À ces races il faut ajouter les élémens secondaires fournis par l’Europe ou l’Asie à la population de l’Hindoustan dès le temps où Bâbar se préparait à enlever à la dynastie patane le sceptre de cet empire. Outre les mahométans, trois autres espèces de religionnaires avaient trouvé asile dans l’Inde du sud, et y avaient formé des établissemens dès les temps reculés : ce sont les guèbres, les Juifs, et les chrétiens connus sous le nom de chrétiens de saint Thomas, chrétiens syriaques ou souryanis.

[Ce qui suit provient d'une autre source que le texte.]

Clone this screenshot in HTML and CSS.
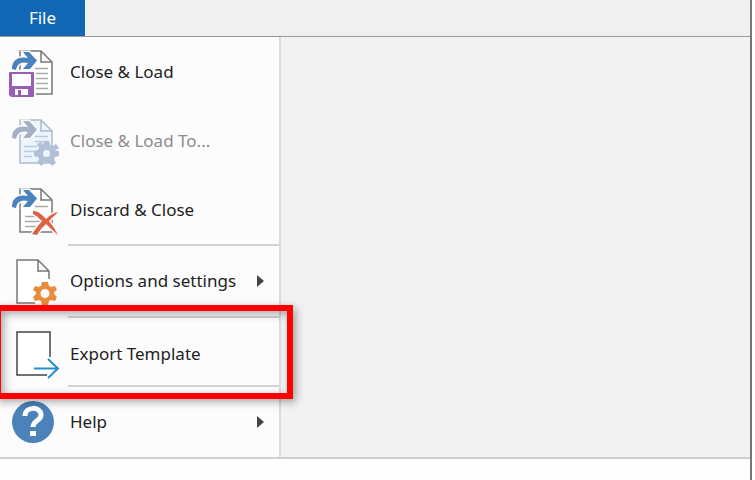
FILE: index.html
```html
<!DOCTYPE html>
<html lang="en">
<head>
<meta charset="utf-8">
<title>File menu</title>
<link rel="stylesheet" href="styles.css">
</head>
<body>
<div class="window">
  <header class="ribbon"><button class="tab" type="button">File</button></header>
  <main class="backstage">
    <nav class="menu">
      <button class="item" type="button">
        <svg class="icon" viewBox="0 0 52 50">
          <path class="page" d="M15 4H36L47 15V47H15z"/><path class="line" d="M36 4V15H47"/>
          <path class="rule" d="M30 21.500H43M30 26.500H43M30 31.500H43M30 36.500H43M30 41.500H43"/>
          <path class="swoosh-halo" d="M7 22C7 13 13 9 23 11L18 5H24L32 13.500L25 22H18L23 16C16 14 12 17 11 23z"/>
          <path class="swoosh" d="M7 22C7 13 13 9 23 11L18 5H24L32 13.500L25 22H18L23 16C16 14 12 17 11 23z"/>
          <path class="disk-halo" d="M2 23H31V50H2z"/>
          <path class="disk" fill-rule="evenodd" d="M5 25H28Q29 25 29 26V49Q29 50 28 50H6L4 48V26Q4 25 5 25zM7 27V39H26V27zM10 42V48H13V43H16V48H23V42z"/>
        </svg>
        <span class="label">Close &amp; Load</span>
      </button>
      <button class="item" type="button" disabled>
        <svg class="icon faded" viewBox="0 0 52 50">
          <path class="page" d="M15 4H36L47 15V47H15z"/><path class="line" d="M36 4V15H47"/>
          <path class="rule" d="M19 30.500H32M19 35.500H30M19 40.500H27M30 25.500H43M30 20.500H43"/>
          <path class="swoosh-halo" d="M7 22C7 13 13 9 23 11L18 5H24L32 13.500L25 22H18L23 16C16 14 12 17 11 23z"/>
          <path class="swoosh" d="M7 22C7 13 13 9 23 11L18 5H24L32 13.500L25 22H18L23 16C16 14 12 17 11 23z"/>
          <path class="gear" fill-rule="evenodd" d="M39 25H44L45 29L48 30L51 28L54 32L50 35H54V40L50 41L49 43L51 47L47 50L44 46H39L37 50L32 47L34 43L33 41L29 40V35L33 34L34 32L32 28L36 26L38 29zM41.500 34A3.500 3.500 0 1 0 41.500 41A3.500 3.500 0 1 0 41.500 34z"/>
        </svg>
        <span class="label">Close &amp; Load To...</span>
      </button>
      <button class="item" type="button">
        <svg class="icon" viewBox="0 0 52 50">
          <path class="page" d="M15 4H36L47 15V47H15z"/><path class="line" d="M36 4V15H47"/>
          <path class="rule" d="M30 21.500H43M20 31.500H34M20 36.500H37M20 41.500H32"/>
          <path class="swoosh-halo" d="M7 22C7 13 13 9 23 11L18 5H24L32 13.500L25 22H18L23 16C16 14 12 17 11 23z"/>
          <path class="swoosh" d="M7 22C7 13 13 9 23 11L18 5H24L32 13.500L25 22H18L23 16C16 14 12 17 11 23z"/>
          <path class="cross-halo" d="M28 26Q33 25 41 34Q47 28 53 27Q49 31 44 36Q49 42 53 50Q46 44 41 39Q35 44 32 50L27 49Q31 43 37 36Q32 31 28 29z"/>
          <path class="cross" d="M28 26Q33 25 41 34Q47 28 53 27Q49 31 44 36Q49 42 53 50Q46 44 41 39Q35 44 32 50L27 49Q31 43 37 36Q32 31 28 29z"/>
        </svg>
        <span class="label">Discard &amp; Close</span>
      </button>
      <hr class="separator">
      <button class="item" type="button">
        <svg class="icon" viewBox="0 0 52 50">
          <path class="sheet" d="M12 4H33L44 15V47H12z"/>
          <path class="gear-halo" d="M37 26H43L44 30L51 29L54 34L50 37L54 41L51 46L44 46V49H36L35 46L29 46L26 41L30 37L26 34L30 29L36 30z"/>
          <path class="line" d="M30 47H12V4H33L44 15V23M33 4V15H44"/>
          <path class="gear" fill-rule="evenodd" d="M37 26H43L44 30L46 31L50 30L52 34L49 36V38L52 41L50 45L46 44L44 45L43 49H37L36 45L34 44L30 45L28 41L31 38V36L28 34L30 30L34 31L36 30zM40 33A4.500 4.500 0 1 0 40 42A4.500 4.500 0 1 0 40 33z"/>
        </svg>
        <span class="label">Options and settings</span><span class="arrow"></span>
      </button>
      <hr class="separator">
      <div class="highlighted">
        <button class="item" type="button">
          <svg class="icon" viewBox="0 0 52 50">
            <path class="sheet" d="M12 3H45V46H12z"/>
            <path class="frame" d="M42 46H12V3H45V28"/>
            <path class="export" d="M29 39.500H53M43 30L53 39.500L43 49"/>
          </svg>
          <span class="label">Export Template</span>
        </button>
      </div>
      <hr class="separator">
      <button class="item" type="button">
        <svg class="icon" viewBox="0 0 52 50">
          <circle class="help" cx="28" cy="25" r="21"/>
          <path class="question" d="M20 19C20 9 36 9 36 18C36 24 28 23 28 30"/><path class="dot" d="M25 34H31V39H25z"/>
        </svg>
        <span class="label">Help</span><span class="arrow"></span>
      </button>
    </nav>
  </main>
</div>
</body>
</html>
```
FILE: styles.css
```css
* { box-sizing: border-box; }
body { margin: 0; background: #fff; font: 17px/24px "Noto Sans", "Open Sans", sans-serif; color: #222; overflow: hidden; }
.window { min-height: 100vh; margin-right: 3px; border-right: 2px solid #777; background: #fefefe; }
.ribbon { background: #f0f0f0; border-bottom: 1px solid #999; }
.tab { display: block; width: 85px; height: 36px; padding: 0; border: 0; background: #1267b4; color: #fff; font: inherit; }
.backstage { display: flex; background: #f2f2f2; border-bottom: 2px solid #d0d0d0; }
.menu { width: 281px; background: #fcfcfc; border-right: 2px solid #dadada; }
.item { display: flex; align-items: center; width: 100%; height: 69px; padding: 0 15px 0 5px; border: 0; background: none; color: inherit; font: inherit; text-align: left; }
.item:disabled { color: #8b8b8f; }
.icon { flex: none; width: 52px; height: 50px; margin-right: 13px; overflow: visible; }
.arrow { margin-left: auto; border: solid transparent; border-width: 6px 0 6px 7px; border-left-color: #444; }
.separator { height: 2px; margin: 0 0 0 68px; border: 0; background: #d2d2d2; }
.separator + .item { height: 70px; }
.highlighted { position: relative; padding-top: 4px; }
.highlighted .item { height: 63px; }
.highlighted::after { content: ""; position: absolute; inset: -13px -14px -14px -5px; border: 6px solid #f00; box-shadow: 3px 3px 8px #0005, inset 3px 3px 8px #0005; pointer-events: none; }
.page, .sheet { fill: #fff; }
.page, .line { stroke: #777; stroke-width: 1.500; }
.line, .rule, .frame, .export, .question { fill: none; }
.rule { stroke: #aaa; stroke-width: 1.500; }
.swoosh { fill: #4a82bb; }
.swoosh-halo, .cross-halo { fill: #fcfcfc; stroke: #fcfcfc; stroke-width: 3; }
.disk-halo, .gear-halo { fill: #fcfcfc; }
.disk { fill: #955fb5; }
.cross { fill: #dc6245; }
.gear { fill: #e98b3c; }
.frame { stroke: #444; stroke-width: 1.500; }
.export { stroke: #238fd0; stroke-width: 2; }
.help { fill: #4a82b9; }
.question { stroke: #fff; stroke-width: 5; }
.dot { fill: #fff; }
.faded .page { fill: #edf5fc; }
.faded .page, .faded .line { stroke: #a9bad0; }
.faded .rule { stroke: #bac9dc; }
.faded .swoosh { fill: #a3b0c6; }
.faded .gear { fill: #b2c0d7; }
```
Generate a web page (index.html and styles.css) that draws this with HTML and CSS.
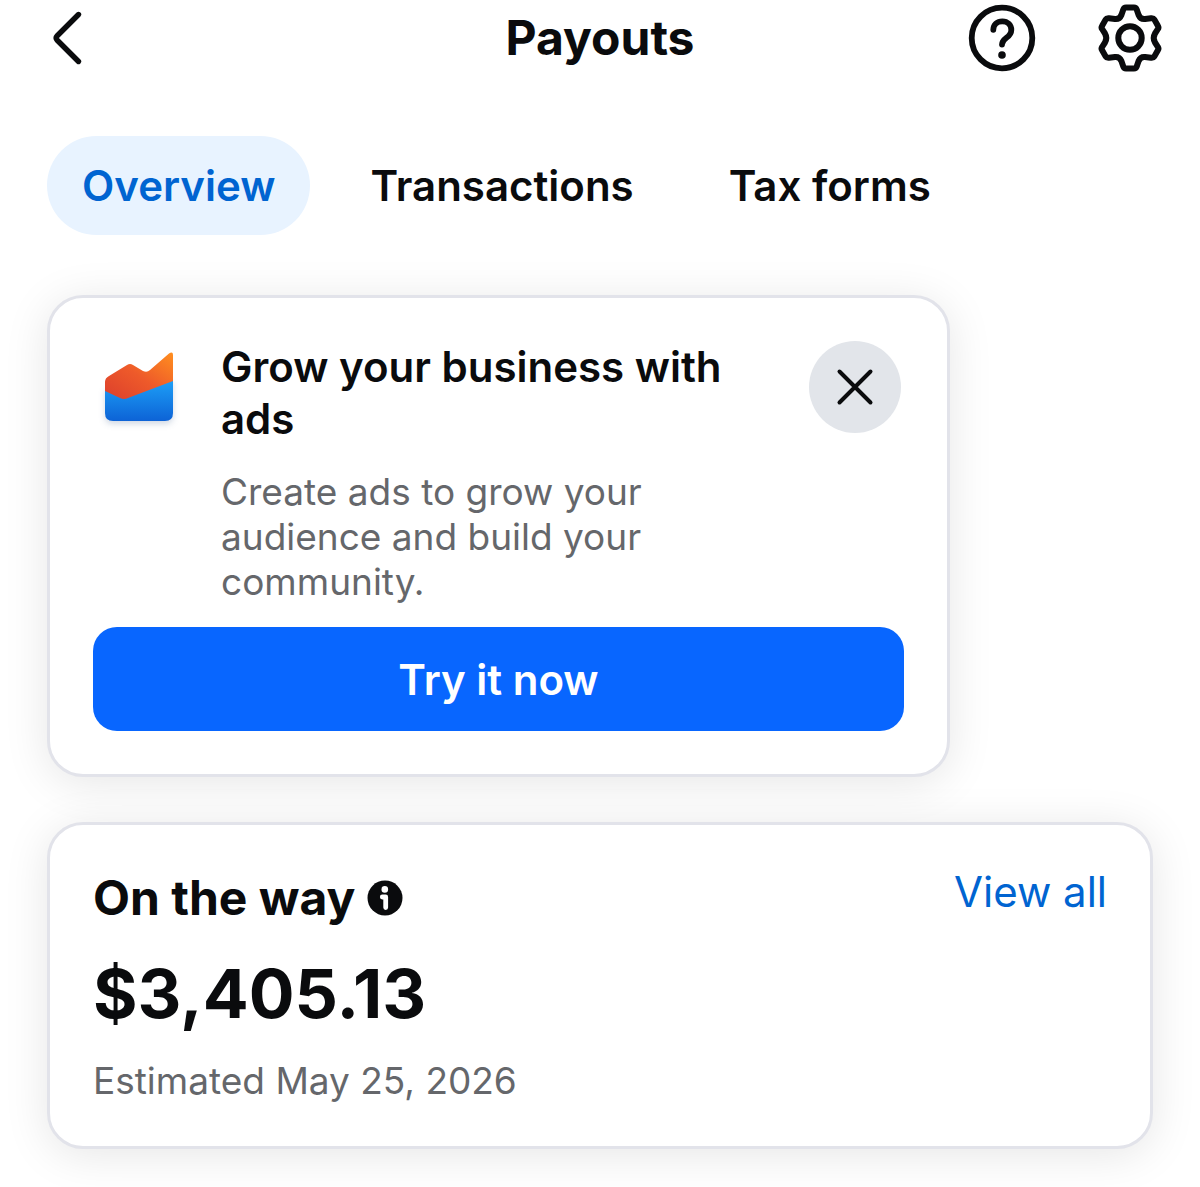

L’histoire de ces derniers remonte très certainement aux premiers siècles de notre ère, et offre des détails d’un haut intérêt ; ils ont vécu sur la cote de Coromandel et sur celle de Malabar, protégés en général par les princes hindous, persécutés quelquefois par les brahmanes, et plus tard par les Portugais, qui les considéraient comme schismatiques nestoriens et les traitaient comme tels, mais ignorés des premiers souverains mahométans de l’Inde. Les Juifs qui étaient venus chercher un refuge dans cette partie de l’Orient avaient obtenu, vers la fin du Ve siècle, l’autorisation du roi hindou de Kranganor (Malabar) de s’établir sous sa protection, eux, leurs femmes et leurs lévites, avec garantie de leur propre juridiction patriarcale et des privilèges pour leurs chefs. Ces chrétiens et ces Juifs formaient des colonies assez nombreuses[1]. Ils ont, à diverses époques, fourni de bons soldats aux armées indiennes, et encore aujourd’hui les Juifs envoient d’excellentes recrues à l’armée de la présidence de Bombay. Quant aux guèbres, connus depuis longtemps plus particulièrement sous le nom de parsis, poursuivis par le glaive des Arabes comme adorateurs du feu et sectateurs de Zerdhust (Zoroastre), ils avaient cherché leur salut, vers 641, en partie dans la Perse orientale, difficilement accessible, dans le Kermân et dans lierai, en partie dans Ormouz (Ormus, Harmozia), sur le golfe Persique ; mais la vengeance de Teimour, qui

  1. Leurs chartes d’établissement ; avec le détail des immunités et privilèges qui leur furent accordés, gravées sur l’airain (ou sur une composition métallique analogue) en diverses langues, ont été copiées et envoyées en Europe par Claude Buchanan, qui visita ces curieuses colonies en 1807, mais elles n’ont pas encore été, que nous sachions, déchiffrées. La plus ancienne de ces plaques métalliques offre en regard une écriture cunéiforme semblable à celle de Persépolis ou de Babylone, et une écriture indienne d’un caractère inconnu comme celui des autres planches.